▶ [DIRECTIONS]
Leave out every picture, then transcribe the rest of the listing exactly.

▶ [Collected data]
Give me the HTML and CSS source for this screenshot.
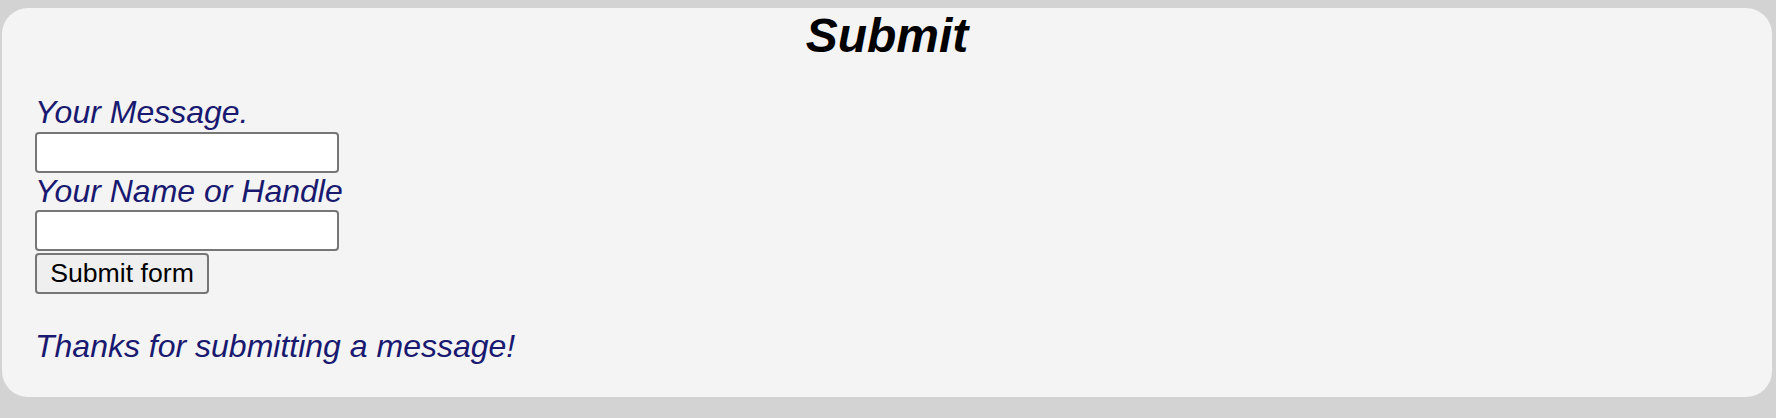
FILE: index.html
```html
<!DOCTYPE html>
<html lang="en">
<head>
<meta charset="utf-8">
<title>Submit</title>
<link rel="stylesheet" href="styles.css">
</head>
<body>
<main class="card">
  <h1 class="title">Submit</h1>
  <form class="form">
    <label class="label" for="msg">Your Message.</label>
    <input class="field field-first" id="msg" type="text">
    <label class="label" for="name">Your Name or Handle</label>
    <input class="field" id="name" type="text">
    <button class="btn" type="button">Submit form</button>
  </form>
  <p class="thanks">Thanks for submitting a message!</p>
</main>
</body>
</html>
```

FILE: styles.css
```css
html, body {
  margin: 0;
  padding: 0;
}
body {
  background: #d3d3d3;
  font-family: "Liberation Sans", Arial, sans-serif;
  padding: 8px 4px 21px 2px;
}
.card {
  background: #f4f4f4;
  border-radius: 26px;
  padding: 0 33px 32px 33px;
  height: 389px;
  box-sizing: border-box;
}
.title {
  margin: 0 0 31px 0;
  text-align: center;
  font-size: 48px;
  line-height: 55px;
  font-weight: bold;
  font-style: italic;
  color: #000;
}
.form {
  display: flex;
  flex-direction: column;
  align-items: flex-start;
}
.label {
  display: block;
  font-size: 32px;
  line-height: 37px;
  font-style: italic;
  color: #191970;
}
.field {
  box-sizing: border-box;
  width: 304px;
  height: 41px;
  margin: 0;
  border: 2px solid #767676;
  border-radius: 4px;
  background: #fff;
  padding: 2px 4px;
  font-size: 26px;
}
.field-first {
  margin-top: 1px;
}
.btn {
  box-sizing: border-box;
  margin-top: 2px;
  height: 41px;
  width: 174px;
  padding: 0 12px;
  border: 2px solid #767676;
  border-radius: 4px;
  background: #efefef;
  font-family: "Liberation Sans", Arial, sans-serif;
  font-size: 26.67px;
  color: #000;
  text-align: center;
}
.thanks {
  margin: 34px 0 0 0;
  font-size: 32px;
  line-height: 37px;
  font-style: italic;
  color: #191970;
}
```
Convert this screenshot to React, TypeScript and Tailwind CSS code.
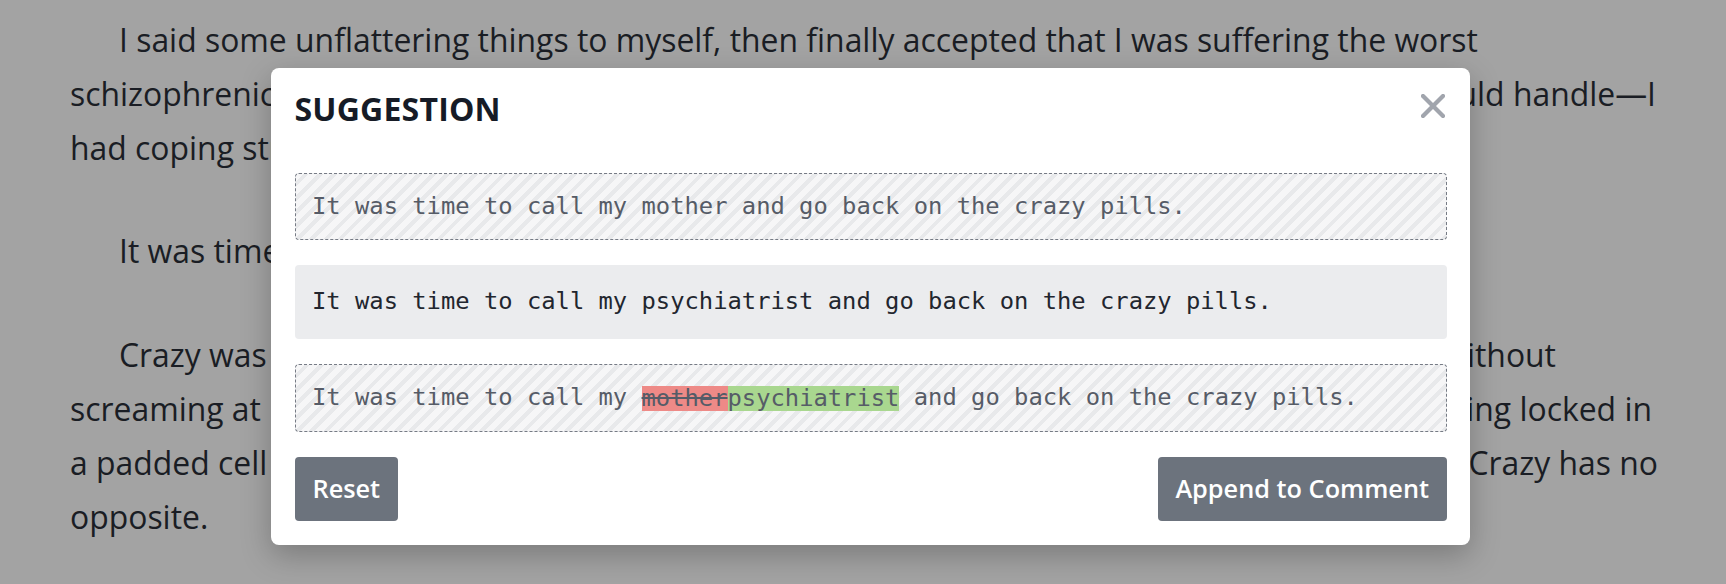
import React from 'react';

const mono = { fontFamily: '"DejaVu Sans Mono", "Liberation Mono", monospace' };

const Line: React.FC<{ left: string; right?: string; width?: string; indent?: boolean }> = ({ left, right, width, indent }) => {
  if (!right) {
    return <div className={`whitespace-nowrap ${indent ? 'pl-[49px]' : ''}`}>{left}</div>;
  }
  return (
    <div className={`flex justify-between whitespace-nowrap ${width ?? ''} ${indent ? 'pl-[49px]' : ''}`}>
      <span>{left}</span>
      <span>{right}</span>
    </div>
  );
};

const CloseIcon = () => (
  <svg width="24" height="24" viewBox="0 0 24 24" fill="none" stroke="#a1a5ad" strokeWidth="4.2" strokeLinecap="round">
    <path d="M2 2 L22 22" />
    <path d="M22 2 L2 22" />
  </svg>
);

const striped =
  'bg-[repeating-linear-gradient(-45deg,#e8e9eb_0px,#e8e9eb_4px,#f6f6f7_4px,#f6f6f7_10px)]';

const App: React.FC = () => {
  return (
    <div
      className="relative w-full h-[584px] overflow-hidden bg-[#a3a3a3] text-[#1a1d24]"
      style={{ fontFamily: '"Open Sans", "Noto Sans", sans-serif' }}
    >
      {/* Story text behind the dialog */}
      <div className="pl-[70px] pt-[13px] text-[31.9px] leading-[53.8px]">
        <div className="mb-[50px]">
          <Line indent left="I said some unflattering things to myself, then finally accepted that I was suffering the worst" />
          <Line left="schizophrenic episode of my life," right="nothing I could handle—I" width="w-[1586px]" />
          <Line left="had coping strategies." />
        </div>
        <div className="mb-[50px]">
          <Line indent left="It was time to call my mother and go back on the crazy pills." />
        </div>
        <div>
          <Line indent left="Crazy was the word" right="without" width="w-[1486px]" />
          <Line left="screaming at" right="being locked in" width="w-[1582px]" />
          <Line left="a padded cell" right="ever. Crazy has no" width="w-[1588px]" />
          <Line left="opposite." />
        </div>
      </div>

      {/* Suggestion dialog */}
      <div className="absolute left-[271px] top-[68px] w-[1199px] rounded-lg bg-white px-[23.5px] pt-[21px] pb-[24px] shadow-[0_10px_30px_rgba(0,0,0,0.25)]">
        <div className="flex items-center justify-between h-[40px]">
          <h2 className="text-[32px] font-bold tracking-[0.2px] text-[#161b26]">SUGGESTION</h2>
          <button className="-mt-[6px] mr-[2px]">
            <CloseIcon />
          </button>
        </div>

        <div className="mt-[44px] flex flex-col gap-[25px]">
          <div
            className={`flex h-[67px] items-center rounded-[4px] border border-dashed border-[#767b85] ${striped} px-[16.5px] text-[23.8px] text-[#565c67]`}
            style={mono}
          >
            It was time to call my mother and go back on the crazy pills.
          </div>

          <div
            className="flex h-[74px] items-center rounded-[4px] bg-[#ebecee] px-[17.5px] text-[23.8px] text-[#22262e]"
            style={mono}
          >
            It was time to call my psychiatrist and go back on the crazy pills.
          </div>

          <div
            className={`flex h-[68px] items-center whitespace-pre rounded-[4px] border border-dashed border-[#767b85] ${striped} px-[16.5px] text-[23.8px] text-[#565c67]`}
            style={mono}
          >
            <span>It was time to call my </span>
            <span className="bg-[#ee8a87] leading-[25px] line-through">mother</span>
            <span className="bg-[#a9d78f] leading-[25px]">psychiatrist</span>
            <span> and go back on the crazy pills.</span>
          </div>
        </div>

        <div className="mt-[25px] flex justify-between">
          <button className="h-[64px] rounded-[4px] bg-[#6c737d] px-[18px] text-[25.3px] font-semibold text-white">
            Reset
          </button>
          <button className="h-[64px] rounded-[4px] bg-[#6c737d] px-[17.5px] text-[25.3px] font-semibold text-white">
            Append to Comment
          </button>
        </div>
      </div>
    </div>
  );
};

export default App;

▶ [EXERCISE OUTPUT]
Give me the HTML and CSS source for this screenshot.
FILE: index.html
```html
<!DOCTYPE html>
<html lang="en">
<head>
<meta charset="utf-8">
<title>Submit</title>
<link rel="stylesheet" href="styles.css">
</head>
<body>
<main class="card">
  <h1 class="title">Submit</h1>
  <form class="form">
    <label class="label" for="msg">Your Message.</label>
    <input class="field field-first" id="msg" type="text">
    <label class="label" for="name">Your Name or Handle</label>
    <input class="field" id="name" type="text">
    <button class="btn" type="button">Submit form</button>
  </form>
  <p class="thanks">Thanks for submitting a message!</p>
</main>
</body>
</html>
```

FILE: styles.css
```css
html, body {
  margin: 0;
  padding: 0;
}
body {
  background: #d3d3d3;
  font-family: "Liberation Sans", Arial, sans-serif;
  padding: 8px 4px 21px 2px;
}
.card {
  background: #f4f4f4;
  border-radius: 26px;
  padding: 0 33px 32px 33px;
  height: 389px;
  box-sizing: border-box;
}
.title {
  margin: 0 0 31px 0;
  text-align: center;
  font-size: 48px;
  line-height: 55px;
  font-weight: bold;
  font-style: italic;
  color: #000;
}
.form {
  display: flex;
  flex-direction: column;
  align-items: flex-start;
}
.label {
  display: block;
  font-size: 32px;
  line-height: 37px;
  font-style: italic;
  color: #191970;
}
.field {
  box-sizing: border-box;
  width: 304px;
  height: 41px;
  margin: 0;
  border: 2px solid #767676;
  border-radius: 4px;
  background: #fff;
  padding: 2px 4px;
  font-size: 26px;
}
.field-first {
  margin-top: 1px;
}
.btn {
  box-sizing: border-box;
  margin-top: 2px;
  height: 41px;
  width: 174px;
  padding: 0 12px;
  border: 2px solid #767676;
  border-radius: 4px;
  background: #efefef;
  font-family: "Liberation Sans", Arial, sans-serif;
  font-size: 26.67px;
  color: #000;
  text-align: center;
}
.thanks {
  margin: 34px 0 0 0;
  font-size: 32px;
  line-height: 37px;
  font-style: italic;
  color: #191970;
}
```
Convert this screenshot to React, TypeScript and Tailwind CSS code.
import React from 'react';

const mono = { fontFamily: '"DejaVu Sans Mono", "Liberation Mono", monospace' };

const Line: React.FC<{ left: string; right?: string; width?: string; indent?: boolean }> = ({ left, right, width, indent }) => {
  if (!right) {
    return <div className={`whitespace-nowrap ${indent ? 'pl-[49px]' : ''}`}>{left}</div>;
  }
  return (
    <div className={`flex justify-between whitespace-nowrap ${width ?? ''} ${indent ? 'pl-[49px]' : ''}`}>
      <span>{left}</span>
      <span>{right}</span>
    </div>
  );
};

const CloseIcon = () => (
  <svg width="24" height="24" viewBox="0 0 24 24" fill="none" stroke="#a1a5ad" strokeWidth="4.2" strokeLinecap="round">
    <path d="M2 2 L22 22" />
    <path d="M22 2 L2 22" />
  </svg>
);

const striped =
  'bg-[repeating-linear-gradient(-45deg,#e8e9eb_0px,#e8e9eb_4px,#f6f6f7_4px,#f6f6f7_10px)]';

const App: React.FC = () => {
  return (
    <div
      className="relative w-full h-[584px] overflow-hidden bg-[#a3a3a3] text-[#1a1d24]"
      style={{ fontFamily: '"Open Sans", "Noto Sans", sans-serif' }}
    >
      {/* Story text behind the dialog */}
      <div className="pl-[70px] pt-[13px] text-[31.9px] leading-[53.8px]">
        <div className="mb-[50px]">
          <Line indent left="I said some unflattering things to myself, then finally accepted that I was suffering the worst" />
          <Line left="schizophrenic episode of my life," right="nothing I could handle—I" width="w-[1586px]" />
          <Line left="had coping strategies." />
        </div>
        <div className="mb-[50px]">
          <Line indent left="It was time to call my mother and go back on the crazy pills." />
        </div>
        <div>
          <Line indent left="Crazy was the word" right="without" width="w-[1486px]" />
          <Line left="screaming at" right="being locked in" width="w-[1582px]" />
          <Line left="a padded cell" right="ever. Crazy has no" width="w-[1588px]" />
          <Line left="opposite." />
        </div>
      </div>

      {/* Suggestion dialog */}
      <div className="absolute left-[271px] top-[68px] w-[1199px] rounded-lg bg-white px-[23.5px] pt-[21px] pb-[24px] shadow-[0_10px_30px_rgba(0,0,0,0.25)]">
        <div className="flex items-center justify-between h-[40px]">
          <h2 className="text-[32px] font-bold tracking-[0.2px] text-[#161b26]">SUGGESTION</h2>
          <button className="-mt-[6px] mr-[2px]">
            <CloseIcon />
          </button>
        </div>

        <div className="mt-[44px] flex flex-col gap-[25px]">
          <div
            className={`flex h-[67px] items-center rounded-[4px] border border-dashed border-[#767b85] ${striped} px-[16.5px] text-[23.8px] text-[#565c67]`}
            style={mono}
          >
            It was time to call my mother and go back on the crazy pills.
          </div>

          <div
            className="flex h-[74px] items-center rounded-[4px] bg-[#ebecee] px-[17.5px] text-[23.8px] text-[#22262e]"
            style={mono}
          >
            It was time to call my psychiatrist and go back on the crazy pills.
          </div>

          <div
            className={`flex h-[68px] items-center whitespace-pre rounded-[4px] border border-dashed border-[#767b85] ${striped} px-[16.5px] text-[23.8px] text-[#565c67]`}
            style={mono}
          >
            <span>It was time to call my </span>
            <span className="bg-[#ee8a87] leading-[25px] line-through">mother</span>
            <span className="bg-[#a9d78f] leading-[25px]">psychiatrist</span>
            <span> and go back on the crazy pills.</span>
          </div>
        </div>

        <div className="mt-[25px] flex justify-between">
          <button className="h-[64px] rounded-[4px] bg-[#6c737d] px-[18px] text-[25.3px] font-semibold text-white">
            Reset
          </button>
          <button className="h-[64px] rounded-[4px] bg-[#6c737d] px-[17.5px] text-[25.3px] font-semibold text-white">
            Append to Comment
          </button>
        </div>
      </div>
    </div>
  );
};

export default App;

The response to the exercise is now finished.